Pablo Iglesias descubrió hace años el poder extraordinario de los medios de comunicación -especialmente la televisión y las redes- en la fijación del rechazo social. En compañía de sus colegas del departamento de Políticas de la Complutense, fue capaz de hacer un diagnóstico certero del cansancio de la gente por un sistema político ensimismado, engolfado e incapaz de resolver los problemas de la crisis. Antes de la crisis, las preocupaciones eran otras: existía una cierta tolerancia social con el despilfarro y la corrupción, una percepción de que el dinero público estaba para ser gastado sin control ni mesura, como si creciera en los árboles. Hoy lo hemos olvidado, pero durante el mandato Carlos Fabra no se cuestionó para qué necesitaba Castellón un aeropuerto, sino por qué no se hacía otro aún más grande en Cuenca, o una estación de ferry en Lepe (La Gomera). La creación de un estado general de rechazo a la corrupción y el despilfarro es fruto del sufrimiento, la pobreza y la creciente brecha social abierta por la crisis, unida a la percepción de que la política había dejado de ser munificente, y el Gobierno se había convertido en una organización de gánsters, sádicos y vampiros. Ocurre que muchas de las pulsiones que alimentan el descontento no son progresistas, sino todo lo contrario: siguiendo el modelo de empoderamiento chavista, que Iglesias estudió con una beca universitaria, él y los suyos interpretaron correctamente que el país había llegado a un punto de inflexión en el rechazo al sistema político surgido del 78, y a partir de ahí utilizaron con extraordinaria habilidad y sentido del espectáculo los medios de masas -con su complicidad-, para posicionarse como alternativa al fracaso de una nación agotada, empobrecida y dividida.

Es probable que el éxito de los primeros resultados europeos les sorprendiera, pero lo que es seguro es que el frenazo de los votantes al "sorpasso" de la izquierda tradicional les desconcertó. Desde entonces Podemos anda más bien perdido, a la búsqueda de una identidad política que es difícil de construir. Son comunistas, pero se hacen pasar por socialdemócratas, ecologistas, feministas o lo que se tercie. Prometen decencia, pero practican el nepotismo y no dan explicación alguna sobre sus propios escandaletes, que los tienen. Se definen como patriotas, pero se apoyan en los soberanistas y flirtean con el independentismo. Defienden ser un partido abierto, construido por las bases y círculos, pero actúan "manu militari" contra la disidencia. Predican una "política del amor", pero expedientan y expulsan a cualquiera que se resista a ser amado por Meri Pita.
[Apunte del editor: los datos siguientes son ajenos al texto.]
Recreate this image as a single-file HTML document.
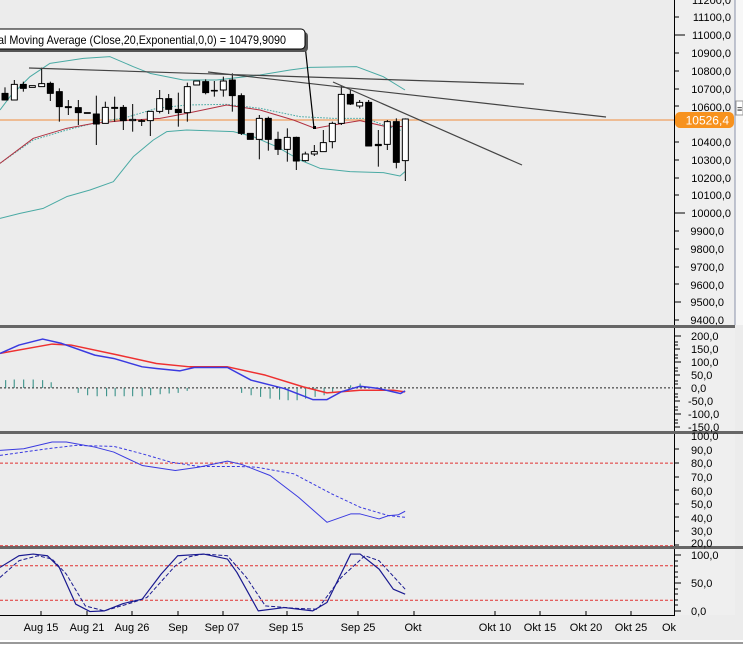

Al final, de esa confusión lo que les queda es una permanente juerga de gestos y provocaciones, jaleadas masivamente por un ejército de anónimos linkeadores en las redes sociales: sus diputadas convierten el Congreso en guardería, para enfatizar que es mejor ser una diputada que da de mamar que un político mamón, sus líderes se besan en la boca (mira tú qué cosa más terrible), un día le regalan al Rey la serie "Juego de Tronos", y otra se niegan a asistir al acto público de inicio de legislatura porque son republicanos, se ausentan cuando el Congreso pide un minuto de silencio por Rita Barberá, porque lo consideran un acto político, pero aplauden a asesinos etarras o abandonan el congreso para asistir a manifestaciones de protesta desde las que se apedrea a colegas diputados... Han convertido su discurso político en un continuo numerito. Saben que eso funciona: miren qué buena cuenta le trajo hacer el payaso a Donald Trump.